With the release of Shadow of the Tomb Raider, I thought it was about time to finally play Rise of the Tomb Raider. I didn’t like the second installment of this prequel trilogy as much as I thought I would. It played well, it was still able to hang with the best of them on the presentation front but I didn’t find Lara likable this time around
Rise of the Tomb Raider continued Lara Croft’s evolution into the Tomb Raider. In her 2013 adventure, Lara was depicted as an archaeologist thrown into traumatic situation. She was a bit hapless at first but by the end, she was taking out mercenaries like Nathan Drake. In Rise of the Tomb Raider, Lara Croft was a bit of an obsessed and selfish jerk who deliberately put her friend and others in danger in order to obtain the “Divine Source”. She even convinced herself that she was doing the right thing if she liberated the Divine Source and relieved the natives from the burden of defending it. Lara ultimately did the right thing but not before doing everything in her power to become very unlikable in my books.
The gameplay loop didn’t change much from what I recall of the last game. There were comparatively cinematic firefights, chases, and climbs broken up by larger open spaces for Lara to explore. These open spaces featured the hunting, gathering, crafting, and fetch quests that one would expect. Some fit the context of story well, while others required a long suspension of disbelief. Tombs were also unearthed in these spaces but this time they were a bit more elaborate and challenging compared to those of the last game.
Thankfully, Rise of the Tomb Raider was not as gruesome as its predecessor. Lara was still brutal with her executions but her deaths weren’t so wince inducing. It was unnecessary in their pursuit of grittiness. She still has a violent rage to her but at least, it matched her gruffer demeanor, this time around.
I played this game on the Xbox One X courtesy of Xbox Game Pass. The game looked very impressive with solid performance early on but as soon as I stepped foot into the Geothermal Valley, the framerate suffered. I played it on the Digital Foundry recommended “Enriched 4K” mode and I was none too pleased by that experience. I would have preferred if they focused on getting the framerate to lock at 30 FPS. Rise of the Tomb Raider was supposed to be one of the Xbox One X showcase games and watching the game struggle was disappointing.

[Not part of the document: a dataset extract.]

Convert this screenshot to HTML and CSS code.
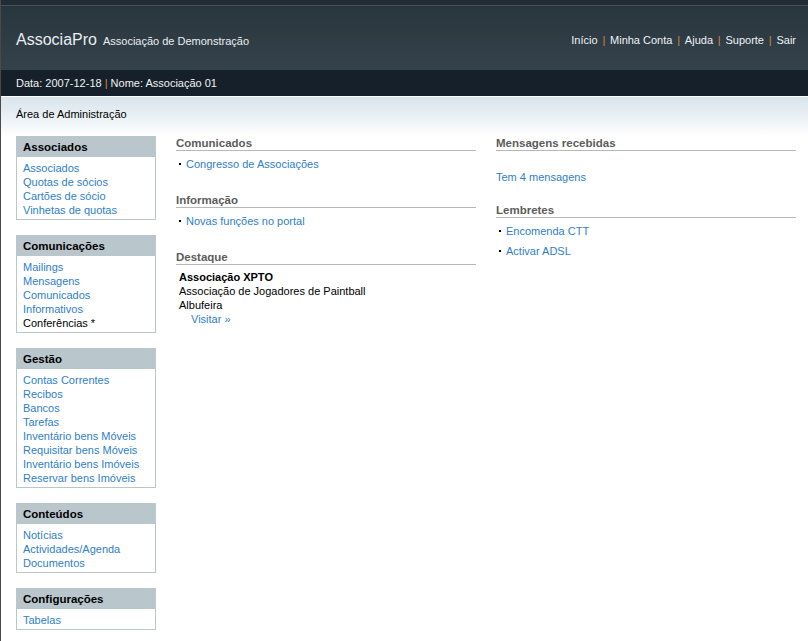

I continued to compare Rise of the Tomb Raider to the Uncharted series – I cannot help it. I played Uncharted 4 and Uncharted: The Lost Legacy before tackling Rise of the Tomb Raider so my expectations were inflated. I found Lara’s facial animation odd and distracting during dialog exchanges during (what was supposed to be) dramatic sequences.

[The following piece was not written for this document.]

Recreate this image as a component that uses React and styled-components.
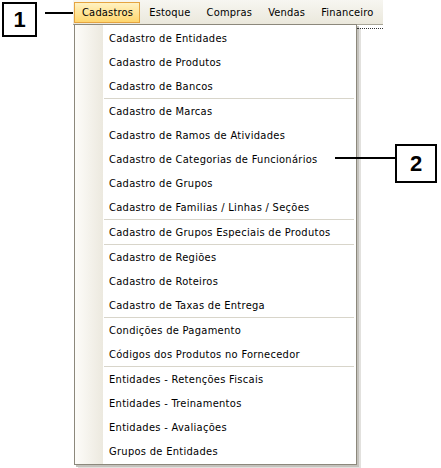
import styled, { createGlobalStyle } from 'styled-components'

const GlobalStyle = createGlobalStyle`
  html, body {
    margin: 0;
    padding: 0;
    background: #ffffff;
  }
  body {
    font-family: "DejaVu Sans Condensed", "DejaVu Sans", sans-serif;
    font-stretch: condensed;
    font-size: 11px;
    letter-spacing: 0.3px;
    color: #000000;
  }
`

const StyledPage = styled.div`
  position: relative;
  width: 441px;
  height: 468px;
  overflow: hidden;
  padding-left: 73px;
  box-sizing: border-box;
`
const StyledMenuBar = styled.div`
  display: flex;
  align-items: center;
  width: 310px;
  height: 25px;
  box-sizing: border-box;
  padding: 1px 0 0 1px;
  background: linear-gradient(#f7f6f1, #ebe8dc);
  border-bottom: 1px solid #a8a597;
`
const StyledBarItem = styled.div`
  height: 21px;
  display: flex;
  align-items: center;
  padding: ${(p) => (p.active ? '0 6px 0 7px' : '0 7px')};
  margin-right: ${(p) => (p.active ? '1px' : '0')};
  box-sizing: border-box;
  letter-spacing: 0.2px;
  border: 1px solid ${(p) => (p.active ? '#e5a440' : 'transparent')};
  background: ${(p) => (p.active ? 'linear-gradient(#fff2c2, #ffd66e)' : 'transparent')};
  white-space: nowrap;
`
const StyledDropRow = styled.div`
  display: flex;
  align-items: flex-start;
`
const StyledDropdown = styled.div`
  display: flex;
  width: 283px;
  margin-left: 1px;
  margin-top: -1px;
  box-sizing: border-box;
  border: 1px solid #8c887c;
  background: #ffffff;
  box-shadow: 2px 2px 0 #c4c2bc, 4px 4px 0 #e2e1de;
`
const StyledGutter = styled.div`
  width: 28px;
  flex-shrink: 0;
  background: linear-gradient(90deg, #fdfcf9, #ece9df);
`
const StyledList = styled.div`
  flex: 1;
  padding: 1px 0 1px 0;
`
const StyledItem = styled.div`
  height: 24px;
  display: flex;
  align-items: center;
  padding-left: 6px;
  white-space: nowrap;
  box-sizing: border-box;
`
const StyledSeparator = styled.div`
  height: 1px;
  margin: 0 2px 0 1px;
  background: #d8d5ca;
`
const StyledFocusLine = styled.div`
  width: 26px;
  margin-top: 3px;
  border-top: 1px dotted #333333;
`
const StyledCallout = styled.div`
  position: absolute;
  left: ${(p) => p.x}px;
  top: ${(p) => p.y}px;
  width: ${(p) => p.w}px;
  height: ${(p) => p.h}px;
  box-sizing: border-box;
  border: 2px solid #000000;
  background: #ffffff;
  display: flex;
  align-items: center;
  justify-content: center;
  font-family: "Liberation Sans", Arial, sans-serif;
  font-stretch: normal;
  letter-spacing: 0;
  font-weight: bold;
  font-size: 22px;
`
const StyledLeader = styled.div`
  position: absolute;
  left: ${(p) => p.x}px;
  top: ${(p) => p.y}px;
  width: ${(p) => p.w}px;
  height: 2px;
  background: #000000;
`

const menus = ['Cadastros', 'Estoque', 'Compras', 'Vendas', 'Financeiro']

const groups = [
  ['Cadastro de Entidades', 'Cadastro de Produtos', 'Cadastro de Bancos'],
  [
    'Cadastro de Marcas',
    'Cadastro de Ramos de Atividades',
    'Cadastro de Categorias de Funcionários',
    'Cadastro de Grupos',
    'Cadastro de Familias / Linhas / Seções',
  ],
  ['Cadastro de Grupos Especiais de Produtos'],
  ['Cadastro de Regiões', 'Cadastro de Roteiros', 'Cadastro de Taxas de Entrega'],
  ['Condições de Pagamento', 'Códigos dos Produtos no Fornecedor'],
  [
    'Entidades - Retenções Fiscais',
    'Entidades - Treinamentos',
    'Entidades - Avaliações',
    'Grupos de Entidades',
  ],
]

export default function App() {
  return (
    <StyledPage>
      <GlobalStyle />
      <StyledMenuBar>
        {menus.map((menu, index) => (
          <StyledBarItem key={menu} active={index === 0}>{menu}</StyledBarItem>
        ))}
      </StyledMenuBar>
      <StyledDropRow>
        <StyledDropdown>
          <StyledGutter />
          <StyledList>
            {groups.map((group, gi) => (
              <div key={gi}>
                {gi > 0 && <StyledSeparator />}
                {group.map((label) => (
                  <StyledItem key={label}>{label}</StyledItem>
                ))}
              </div>
            ))}
          </StyledList>
        </StyledDropdown>
        <StyledFocusLine />
      </StyledDropRow>

      <StyledCallout x={2} y={2} w={35} h={35}>1</StyledCallout>
      <StyledLeader x={45} y={12} w={28} />
      <StyledCallout x={395} y={144} w={42} h={39}>2</StyledCallout>
      <StyledLeader x={335} y={157} w={60} />
    </StyledPage>
  )
}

One of the sillier aspects of these Tomb Raider games were the rewards. Lara found modern weapon parts deep in caves and knowledge to improve her survivability in texts at the end of tombs. I understand the desire to loop gameplay rewards into collectibles but at least try to make some sense of it. I also found the idea of her slaying half a dozen bears, wolves, and other wildlife to improve her equipment to be extreme. I felt they were stretching the survival angle thin in this game; it didn’t feel necessary once she met up with others.
Lara Croft was at her best doing what she was known to do and that was raiding tombs, solving puzzles, and occasionally fending off mercenaries and vicious animals. When she was interacting with other humans or skinning animals for their furs? I wish it was better realized.